11 Apr 2023
Browne v. Horizons ETF Corp.
In the case of Browne v. Horizons ETF Corp. dated April 11, 2023, plaintiffs Euain Browne, Benjamin Neitsch, and Faisal Yasin, who were involved in related class action matters, sought to discontinue both actions, in accordance with section 29(1) of the Class Proceedings Act, 1992. The actions concerned shares in an exchange-traded fund managed by corporate defendants, symbolized as HOU, with individual Defendants being the corporate directors and officers. The following were the defendants in this case: Horizons ETF Corp., Horizons ETFS Management (Canada) Inc., Steven J. Hawkins, Julie Stajan, Kevin S. Beatson, McGregor Sainsbury, Goeff Salmon, Warren Law, Wan Youn Cho, and Thomas Park.

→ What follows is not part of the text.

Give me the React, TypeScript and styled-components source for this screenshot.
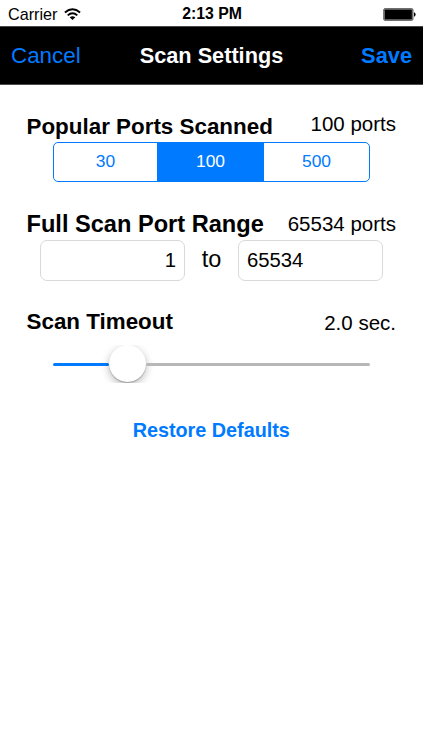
import React, { useState } from 'react';
import styled, { createGlobalStyle } from 'styled-components';

const BLUE = '#007aff';

const GlobalStyle = createGlobalStyle`
  *, *::before, *::after { box-sizing: border-box; }
  body { margin: 0; background: #fff; }
  button, input { font: inherit; color: inherit; margin: 0; padding: 0; border: 0; background: none; outline: none; }
`;

const Screen = styled.div`
  width: 423px;
  height: 750px;
  overflow: hidden;
  background: #fff;
  color: #000;
  font-family: 'Liberation Sans', Arial, sans-serif;
  line-height: 1;
  white-space: nowrap;
`;

const StatusBar = styled.header`
  height: 26px;
  padding: 0 7px 0 8px;
  display: grid;
  grid-template-columns: 1fr auto 1fr;
  align-items: center;
`;

const Carrier = styled.div`
  display: flex;
  align-items: center;
  gap: 7px;
  font-size: 16.2px;
  line-height: 26px;
`;

const Clock = styled.div`
  font-size: 15.8px;
  line-height: 28px;
  font-weight: 700;
`;

const Battery = styled.svg`
  justify-self: end;
`;

const NavBar = styled.nav`
  height: 59px;
  padding: 0 11px;
  display: grid;
  grid-template-columns: 1fr auto 1fr;
  align-items: center;
  background: #000;
  border-top: 1px solid #4a4a4a;
  border-bottom: 1px solid #4a4a4a;
`;

const NavButton = styled.button<{ $strong?: boolean }>`
  justify-self: ${p => (p.$strong ? 'end' : 'start')};
  padding-top: ${p => (p.$strong ? 0 : 2)}px;
  color: ${BLUE};
  font-size: ${p => (p.$strong ? 21.8 : 22.4)}px;
  font-weight: ${p => (p.$strong ? 700 : 400)};
`;

const Title = styled.h1`
  margin: 0;
  color: #fff;
  font-size: 21.7px;
  font-weight: 700;
`;

const Content = styled.main`
  padding: 29px 27px 0 26.5px;
`;

const Section = styled.section<{ $height: number }>`
  height: ${p => p.$height}px;
`;

const SectionHead = styled.div<{ $height: number }>`
  height: ${p => p.$height}px;
  display: flex;
  justify-content: space-between;
  align-items: flex-start;
`;

const Heading = styled.h2<{ $size?: number }>`
  margin: 0;
  font-size: ${p => p.$size ?? 22.4}px;
  line-height: 26px;
  font-weight: 700;
`;

const Value = styled.span<{ $drop?: number }>`
  padding-top: ${p => p.$drop ?? 0}px;
  font-size: 20.5px;
  line-height: 20px;
`;

const Segments = styled.div`
  width: 317px;
  height: 40px;
  margin-left: 26.5px;
  display: grid;
  grid-template-columns: 103px 107px 1fr;
  border: 1px solid ${BLUE};
  border-radius: 5px;
  overflow: hidden;
`;

const Segment = styled.button<{ $active: boolean }>`
  font-size: 17.4px;
  padding-bottom: 1px;
  color: ${p => (p.$active ? '#fff' : BLUE)};
  background: ${p => (p.$active ? BLUE : 'transparent')};
`;

const RangeRow = styled.div`
  display: grid;
  grid-template-columns: 145px 53px 145px;
  margin-left: 13.5px;
`;

const PortInput = styled.input<{ $align: 'left' | 'right' }>`
  width: 100%;
  height: 41px;
  padding: 0 8px;
  font-size: 20.3px;
  text-align: ${p => p.$align};
  border: 1px solid #d9d9d9;
  border-radius: 7px;
`;

const Between = styled.span`
  text-align: center;
  font-size: 23.5px;
  line-height: 39px;
`;

const Slider = styled.div`
  height: 38px;
  width: 317px;
  margin-left: 26.5px;
  display: flex;
  align-items: center;
  overflow: hidden;
`;

const Track = styled.div<{ $filled?: boolean }>`
  width: ${p => (p.$filled ? '56px' : 'auto')};
  flex: ${p => (p.$filled ? 'none' : 1)};
  height: 3px;
  margin-top: 1px;
  border-radius: 2px;
  background: ${p => (p.$filled ? BLUE : '#b7b7b7')};
`;

const Thumb = styled.div`
  flex: none;
  width: 37px;
  height: 37px;
  margin-top: -1px;
  border-radius: 50%;
  background: #fff;
  box-shadow: 0 1px 1px rgba(0, 0, 0, 0.25), 0 3px 9px rgba(0, 0, 0, 0.28);
`;

const Restore = styled.button`
  display: block;
  margin: 35px auto 0;
  color: ${BLUE};
  font-size: 19.8px;
  line-height: 24px;
  font-weight: 700;
`;

const WifiIcon = () => (
  <svg width="17" height="13" viewBox="0 0 17 13" fill="none" stroke="#000" strokeWidth="1.9">
    <path d="M.9 4.4Q8.5-1.8 16.1 4.4" />
    <path d="M3.7 7.4Q8.5 3.3 13.3 7.4" />
    <path d="M8.5 12L5.7 9.2Q8.5 7.1 11.3 9.2Z" fill="#000" stroke="none" />
  </svg>
);

const BatteryIcon = () => (
  <Battery width="33" height="13" viewBox="0 0 33 13">
    <rect x="0.7" y="0.6" width="29.3" height="11.8" rx="1.4" fill="#777" stroke="#666" strokeWidth="1" />
    <rect x="1.9" y="1.8" width="26.9" height="9.4" rx="0.4" fill="#000" />
    <path d="M31 4.3Q32.6 4.6 32.6 6.5T31 8.7Z" fill="#000" />
  </Battery>
);

export default function App() {
  const [ports, setPorts] = useState(100);
  const [from, setFrom] = useState('1');
  const [to, setTo] = useState('65534');

  return (
    <Screen>
      <GlobalStyle />
      <StatusBar>
        <Carrier>Carrier<WifiIcon /></Carrier>
        <Clock>2:13 PM</Clock>
        <BatteryIcon />
      </StatusBar>
      <NavBar>
        <NavButton>Cancel</NavButton>
        <Title>Scan Settings</Title>
        <NavButton $strong>Save</NavButton>
      </NavBar>
      <Content>
        <Section $height={97}>
          <SectionHead $height={28}>
            <Heading>Popular Ports Scanned</Heading>
            <Value>{ports} ports</Value>
          </SectionHead>
          <Segments>
            {[30, 100, 500].map(n => (
              <Segment key={n} $active={n === ports} onClick={() => setPorts(n)}>{n}</Segment>
            ))}
          </Segments>
        </Section>
        <Section $height={98}>
          <SectionHead $height={29}>
            <Heading $size={23.6}>Full Scan Port Range</Heading>
            <Value $drop={3}>65534 ports</Value>
          </SectionHead>
          <RangeRow>
            <PortInput $align="right" value={from} onChange={e => setFrom(e.target.value)} />
            <Between>to</Between>
            <PortInput $align="left" value={to} onChange={e => setTo(e.target.value)} />
          </RangeRow>
        </Section>
        <SectionHead $height={36}>
          <Heading>Scan Timeout</Heading>
          <Value $drop={4}>2.0 sec.</Value>
        </SectionHead>
        <Slider>
          <Track $filled />
          <Thumb />
          <Track />
        </Slider>
        <Restore>Restore Defaults</Restore>
      </Content>
    </Screen>
  );
}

Facing high risks and lacking third-party funding, the Plaintiffs intended to discontinue. An agreement was established among Plaintiffs, Defendants, and Plaintiffs’ counsel, outlining terms:
- Plaintiffs retained rights for individual actions
- Two Plaintiffs refrained from proposed representative roles
- Defendants abstained from seeking costs
- Defendants paid $225,000 for counsel's disbursements
- No other fees were paid to Plaintiffs' counsel
The discontinuance was sought in good faith, avoiding meritless litigation. No notice reached the putative class, and potential prejudice due to the resumption of limitation periods was managed via a Notice Plan.
Elevated litigation risks from disclosed facts and a lack of funding were valid reasons for discontinuance, supported by legal precedents. No prejudice arose from discontinuance, and Defendants consented to it. The Orders were approved as submitted by counsel.